Reviewed by Malcolm Ross, The Australian National University
Jennifer Wei’s slim volume discusses the language choices of politicians in Taiwan in the democratization period of the last two decades and their implications for building and manipulating group identities, examined against the background of language policy since Taiwan became a part of the Japanese empire in 1895. This is a somewhat postmodernist work on the sociology and politics of language, illustrated by analyses of portions of political speeches. It is not a sociolinguistic work and includes no quantitative analysis.
There are six chapters. Ch. 1, ‘To -er is to err: Acts of identity in Chinese’ (1–17), focuses on the social significance of (originally diminutive) -r suffixation in Beijing Mandarin. The author also discusses whether Chinese is one language with dialects or a language family with member languages, pointing out that both answers are laden with ideological meanings.
Ch. 2, ‘Language choice in Mandarin and Tai-yu’ (19–32), discusses the social meanings of language choice and codeswitching in public discourse between the two major forms of Chinese spoken in Taiwan. Tai-yu (‘Taiwanese speech’) is a Southern Min dialect of Chinese spoken natively by perhaps eighty per cent of the population. Its use was generally frowned upon by the Japanese administration (1895–1945) and the autocratic Kuomintang government but has acquired ideological significance since democratization.
Ch. 3, ‘Chen Shui-bian’s language choices’ (33–53), discusses the presidential candidate’s use of Tai-yu as an ideological instrument and marker of Taiwanese identity during the 2001 election campaign, in which he was elected Taiwan’s first non-Kuomintang president.

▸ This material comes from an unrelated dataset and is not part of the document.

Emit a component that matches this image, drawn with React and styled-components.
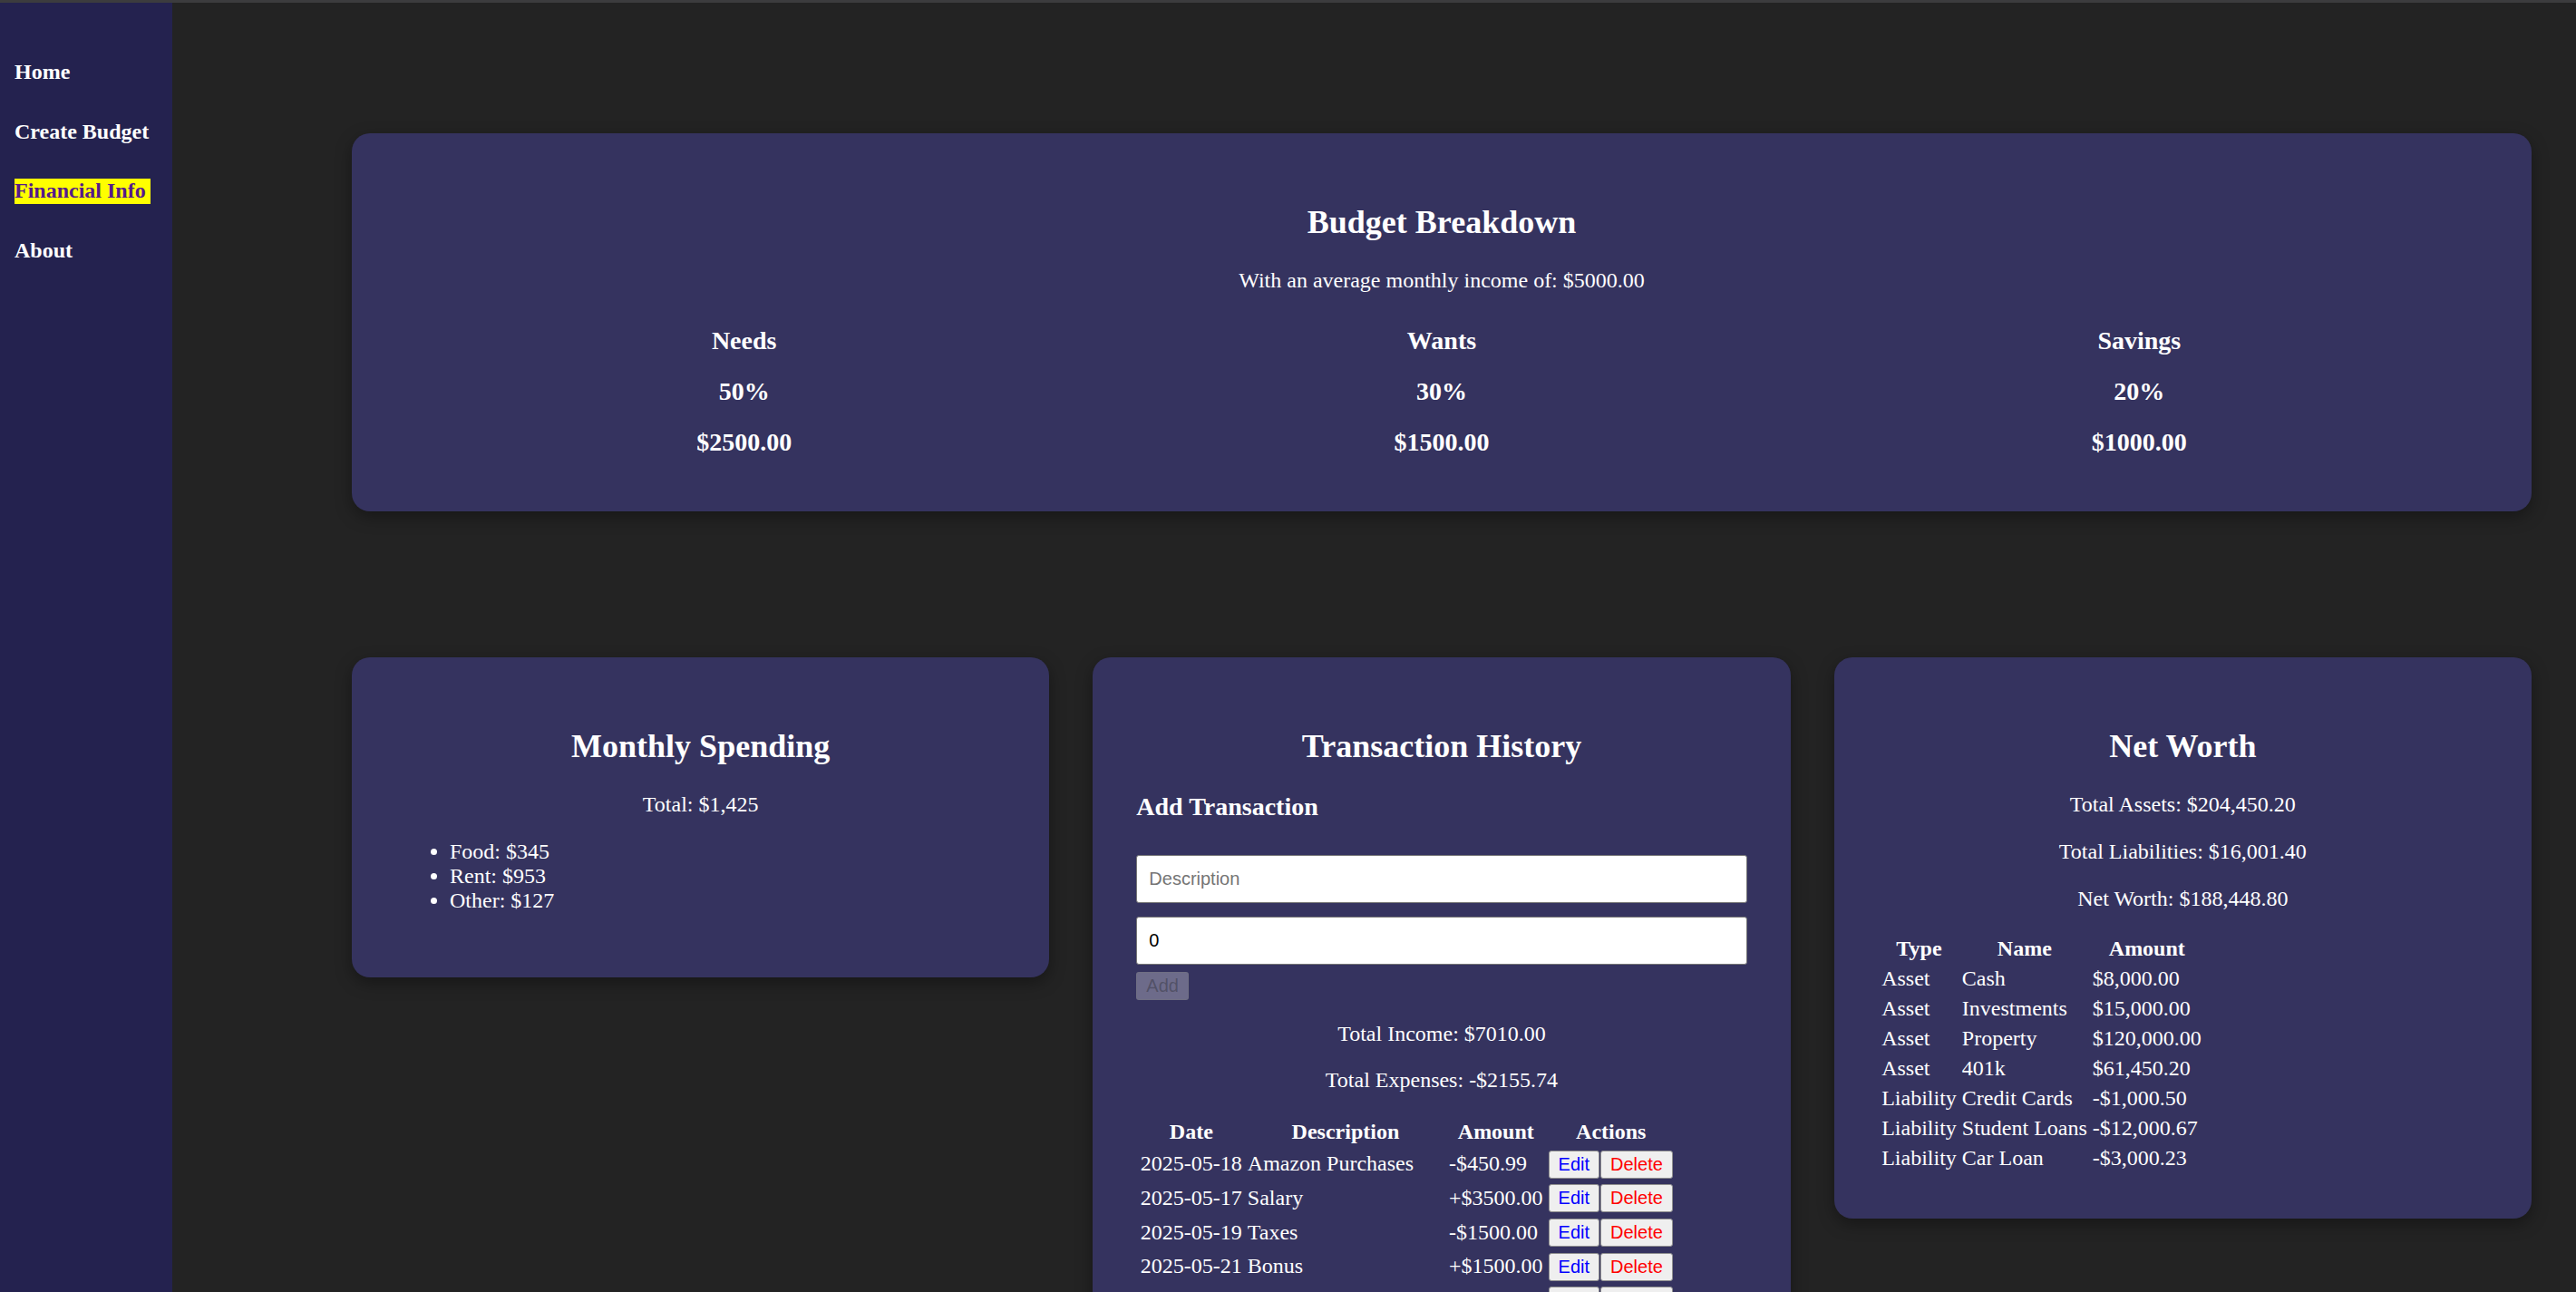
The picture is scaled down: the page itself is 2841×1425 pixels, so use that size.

The second half of the chapter is devoted to descriptive analyses of short passages from his speeches.
The fourth chapter, ‘Language choice and politics’ (55–79), is a further examination of candidates’ uses of Mandarin and Tai-yu, in which public language choice reflects whether the candidate stands nearer the China-centred or the Taiwan-centred extreme of the Taiwanese political spectrum. In her analysis of short excerpts from 1995 television debates, W emphasizes that these choices entail a good measure of ambiguity and subtlety.
In Ch. 5, ‘From nationalism to multiculturalism: Making choices in language policy’ (81–101), W deals with more general issues of language policy, both before and since democratization. They centre on the recognition that Taiwan is a multicultural society that includes the Tai-yu-speaking majority, the large Mandarin-speaking minority, a significant Hakka-speaking minority, and a number of indigenous minorities who traditionally spoke Austronesian languages. She touches on legislation regarding indigenous language rights and on bilingual education (i.e. education in Mandarin and another language of Taiwan).
Ch. 6, ‘A hybrid Chinese for the twenty-first century’ (103–20), is explicitly ideological, arguing against the equation of language and nation-state. On the one hand, W presses for continuing Taiwanese multiculturalism; on the other, she expresses a desire for a form of Mandarin that will express a broader Chinese identity rather than an identity linked to a political entity. She recognizes, however, that this will entail a shift in attitudes towards both language and ethnicity for many Taiwanese.
Although this book is written in English, it seems aimed at educated Taiwanese, not at an international audience, not only from the content of the final chapter but from the book’s organization. If it were aimed at the interested outsider, one would expect an introductory survey of Taiwanese history, language use, and language policy. In its absence the general reader is left to cull what background he can from passages scattered through the book.